__PROBLEM DESCRIPTION__: Locate the word "index" in the data below, then copy every line that holds it.

__SOURCE DATA__:
● ● ●
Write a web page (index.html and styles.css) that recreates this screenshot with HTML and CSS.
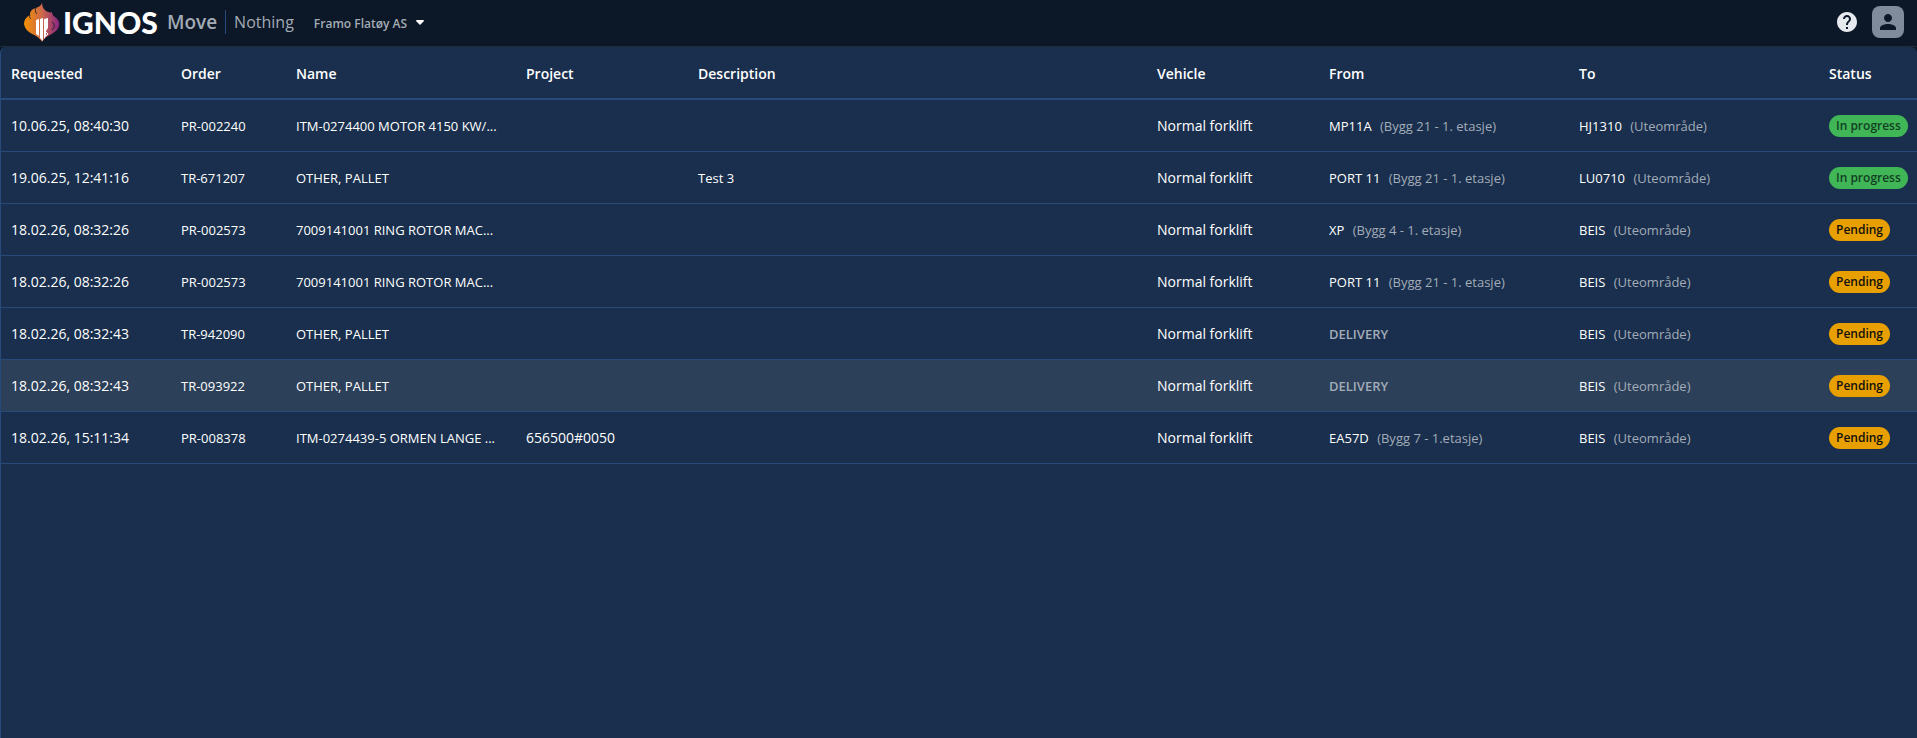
FILE: index.html
```html
<!DOCTYPE html>
<html lang="en">
<head>
    <meta charset="UTF-8">
    <meta name="viewport" content="width=device-width, initial-scale=1.0">
    <title>Ignos Move</title>
    <link rel="stylesheet" href="styles.css">
</head>
<body>
    <header class="topbar">
        <a class="logo" href="#">
            <svg class="logo-mark" viewBox="0 0 36 40" aria-hidden="true">
                <defs>
                    <linearGradient id="flame" x1="0" y1="0" x2="1" y2="0">
                        <stop offset="0" stop-color="#f39200"/>
                        <stop offset="0.5" stop-color="#cf6a4a"/>
                        <stop offset="1" stop-color="#862483"/>
                    </linearGradient>
                </defs>
                <path fill="url(#flame)" d="M18 0C18 4 19 7 22 9C24 10 26 11 28 10C28 12 29 14 31 15C34 17 36 20 35 24C34 29 29 31 24 34C21 36 19 38 18 40C17 38 15 36 12 34C6 31 1 28 0 22C0 18 2 15 6 13C6 9 8 7 12 6C15 5 18 3 18 0Z"/>
                <path fill="none" stroke="#0c1727" stroke-width="0.800" d="M12 6C11 8 11 10 13 12M6 13C5 15 6 16 7 17M28 20C31 22 31 25 28 28"/>
                <path fill="#fff" d="M12 18L15 17V34L12 32ZM16 17L19 16V39L16 36ZM20 17L24 16V26L22 29V34L20 37Z"/>
                <path fill="none" stroke="#fff" stroke-width="1" d="M22 30L24 32L22 34"/>
            </svg>
            <span class="logo-name">IGNOS</span>
            <span class="logo-app">Move</span>
        </a>
        <span class="page-name">Nothing</span>
        <div class="site-picker">
            <select class="site-select" aria-label="Site">
                <option>Framo Flatøy AS</option>
            </select>
            <svg class="site-caret" viewBox="0 0 8 5" aria-hidden="true"><path fill="#fff" d="M1 0H7Q8 0 8 1L4 5L0 1Q0 0 1 0Z"/></svg>
        </div>
        <div class="actions">
            <button class="help-btn" type="button" aria-label="Help">
                <svg viewBox="2 2 20 20"><path fill="#e6e9ed" d="M12 2C6.48 2 2 6.48 2 12s4.480 10 10 10 10-4.480 10-10S17.520 2 12 2zm1 17h-2v-2h2v2zm2.070-7.750l-.9.920C13.450 12.900 13 13.500 13 15h-2v-.5c0-1.100.45-2.100 1.170-2.830l1.240-1.260c.37-.36.59-.86.59-1.410 0-1.100-.9-2-2-2s-2 .9-2 2H8c0-2.210 1.790-4 4-4s4 1.790 4 4c0 .88-.36 1.680-.93 2.250z"/></svg>
            </button>
            <button class="avatar-btn" type="button" aria-label="Account">
                <svg viewBox="4 4 16 16"><path fill="#0c1727" d="M12 12c2.210 0 4-1.790 4-4s-1.790-4-4-4-4 1.790-4 4 1.790 4 4 4zm0 2c-2.670 0-8 1.340-8 4v2h16v-2c0-2.660-5.330-4-8-4z"/></svg>
            </button>
        </div>
    </header>

    <main class="requests">
        <table class="requests-table">
            <colgroup>
                <col class="col-requested">
                <col class="col-order">
                <col class="col-name">
                <col class="col-project">
                <col class="col-description">
                <col class="col-vehicle">
                <col class="col-place">
                <col class="col-place">
                <col class="col-status">
            </colgroup>
            <thead>
                <tr>
                    <th>Requested</th>
                    <th>Order</th>
                    <th>Name</th>
                    <th>Project</th>
                    <th>Description</th>
                    <th>Vehicle</th>
                    <th>From</th>
                    <th>To</th>
                    <th>Status</th>
                </tr>
            </thead>
            <tbody>
                <tr>
                    <td>10.06.25, 08:40:30</td>
                    <td class="small">PR-002240</td>
                    <td class="small">ITM-0274400 MOTOR 4150 KW/...</td>
                    <td></td>
                    <td class="small"></td>
                    <td>Normal forklift</td>
                    <td class="small"><span class="place">MP11A</span> <span class="area">(Bygg 21 - 1. etasje)</span></td>
                    <td class="small"><span class="place">HJ1310</span> <span class="area">(Uteområde)</span></td>
                    <td><span class="badge progress">In progress</span></td>
                </tr>
                <tr>
                    <td>19.06.25, 12:41:16</td>
                    <td class="small">TR-671207</td>
                    <td class="small">OTHER, PALLET</td>
                    <td></td>
                    <td class="small">Test 3</td>
                    <td>Normal forklift</td>
                    <td class="small"><span class="place">PORT 11</span> <span class="area">(Bygg 21 - 1. etasje)</span></td>
                    <td class="small"><span class="place">LU0710</span> <span class="area">(Uteområde)</span></td>
                    <td><span class="badge progress">In progress</span></td>
                </tr>
                <tr>
                    <td>18.02.26, 08:32:26</td>
                    <td class="small">PR-002573</td>
                    <td class="small">7009141001 RING ROTOR MAC...</td>
                    <td></td>
                    <td class="small"></td>
                    <td>Normal forklift</td>
                    <td class="small"><span class="place">XP</span> <span class="area">(Bygg 4 - 1. etasje)</span></td>
                    <td class="small"><span class="place">BEIS</span> <span class="area">(Uteområde)</span></td>
                    <td><span class="badge pending">Pending</span></td>
                </tr>
                <tr>
                    <td>18.02.26, 08:32:26</td>
                    <td class="small">PR-002573</td>
                    <td class="small">7009141001 RING ROTOR MAC...</td>
                    <td></td>
                    <td class="small"></td>
                    <td>Normal forklift</td>
                    <td class="small"><span class="place">PORT 11</span> <span class="area">(Bygg 21 - 1. etasje)</span></td>
                    <td class="small"><span class="place">BEIS</span> <span class="area">(Uteområde)</span></td>
                    <td><span class="badge pending">Pending</span></td>
                </tr>
                <tr>
                    <td>18.02.26, 08:32:43</td>
                    <td class="small">TR-942090</td>
                    <td class="small">OTHER, PALLET</td>
                    <td></td>
                    <td class="small"></td>
                    <td>Normal forklift</td>
                    <td class="small delivery">DELIVERY</td>
                    <td class="small"><span class="place">BEIS</span> <span class="area">(Uteområde)</span></td>
                    <td><span class="badge pending">Pending</span></td>
                </tr>
                <tr class="active">
                    <td>18.02.26, 08:32:43</td>
                    <td class="small">TR-093922</td>
                    <td class="small">OTHER, PALLET</td>
                    <td></td>
                    <td class="small"></td>
                    <td>Normal forklift</td>
                    <td class="small delivery">DELIVERY</td>
                    <td class="small"><span class="place">BEIS</span> <span class="area">(Uteområde)</span></td>
                    <td><span class="badge pending">Pending</span></td>
                </tr>
                <tr>
                    <td>18.02.26, 15:11:34</td>
                    <td class="small">PR-008378</td>
                    <td class="small">ITM-0274439-5 ORMEN LANGE ...</td>
                    <td>656500#0050</td>
                    <td class="small"></td>
                    <td>Normal forklift</td>
                    <td class="small"><span class="place">EA57D</span> <span class="area">(Bygg 7 - 1.etasje)</span></td>
                    <td class="small"><span class="place">BEIS</span> <span class="area">(Uteområde)</span></td>
                    <td><span class="badge pending">Pending</span></td>
                </tr>
            </tbody>
        </table>
    </main>
</body>
</html>
```

FILE: styles.css
```css
* {
    margin: 0;
    padding: 0;
    box-sizing: border-box;
}

body {
    display: flex;
    flex-direction: column;
    min-height: 100vh;
    background-color: #0c1727;
    color: #fff;
    font-family: "Open Sans", "Noto Sans", sans-serif;
    font-size: 14px;
}

.topbar {
    display: flex;
    align-items: center;
    height: 47px;
    padding: 0 13px 2px 24px;
    border-bottom: 1px solid #1e2a35;
}

.logo {
    display: flex;
    align-items: center;
    color: #fff;
    text-decoration: none;
}

.logo-mark {
    width: 36px;
    height: 40px;
}

.logo-name {
    margin-left: 3px;
    font-family: Lato, sans-serif;
    font-size: 30px;
    font-weight: 900;
    line-height: 40px;
}

.logo-app {
    margin-left: 9px;
    color: #a3abb5;
    font-size: 19px;
    font-weight: 600;
}

.page-name {
    margin-left: 8px;
    padding-left: 8px;
    border-left: 1px solid #264a7a;
    color: #a3abb5;
    font-size: 16px;
    line-height: 24px;
}

.site-picker {
    position: relative;
    margin-left: 20px;
}

.site-select {
    appearance: none;
    padding-right: 16px;
    border: none;
    background: transparent;
    color: #a3abb5;
    font-family: inherit;
    font-size: 12px;
    font-weight: 600;
    cursor: pointer;
}

.site-caret {
    position: absolute;
    top: 50%;
    right: 0;
    width: 8px;
    height: 5px;
    margin-top: -2px;
    pointer-events: none;
}

.actions {
    display: flex;
    align-items: center;
    gap: 15px;
    margin-left: auto;
}

.help-btn,
.avatar-btn {
    display: flex;
    align-items: center;
    justify-content: center;
    border: none;
    background: transparent;
    cursor: pointer;
}

.help-btn svg {
    width: 20px;
    height: 20px;
}

.avatar-btn {
    width: 32px;
    height: 32px;
    border-radius: 8px;
    background-color: #808c9c;
}

.avatar-btn svg {
    width: 16px;
    height: 16px;
}

.requests {
    flex: 1;
    border-left: 1px solid #264a7a;
    border-radius: 6px 6px 0 0;
    background-color: #192f4d;
}

.requests-table {
    width: 100%;
    border-collapse: separate;
    border-spacing: 0;
    table-layout: fixed;
}

.col-requested {
    width: 170px;
}

.col-order {
    width: 115px;
}

.col-name {
    width: 230px;
}

.col-project,
.col-vehicle {
    width: 172px;
}

.col-place {
    width: 250px;
}

.col-status {
    width: 98px;
}

.requests-table th,
.requests-table td {
    height: 52px;
    padding: 0 10px;
    border-bottom: 1px solid #264a7a;
    text-align: left;
    white-space: nowrap;
}

.requests-table th {
    height: 53px;
    padding-top: 2px;
    border-bottom-width: 2px;
    font-weight: 600;
}

.requests-table td.small {
    font-size: 13px;
}

.requests-table .active td {
    background-color: #2c405a;
}

.place {
    font-weight: 500;
}

.area {
    margin-left: 5px;
    color: #a3acb8;
}

.requests-table .delivery {
    color: #a3acb8;
    font-weight: 600;
}

.badge {
    display: inline-block;
    padding: 0 7px;
    border-radius: 11px;
    font-size: 12px;
    font-weight: 600;
    line-height: 22px;
    vertical-align: middle;
}

.progress {
    background-color: #40b656;
    color: #123f25;
}

.pending {
    background-color: #e8a000;
    color: #0f0f0f;
}

@media (max-width: 1400px) {
    .requests {
        overflow-x: auto;
    }

    .requests-table {
        min-width: 1560px;
    }
}
```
● ● ●
__RESULT__:
Write a web page (index.html and styles.css) that recreates this screenshot with HTML and CSS.
FILE: index.html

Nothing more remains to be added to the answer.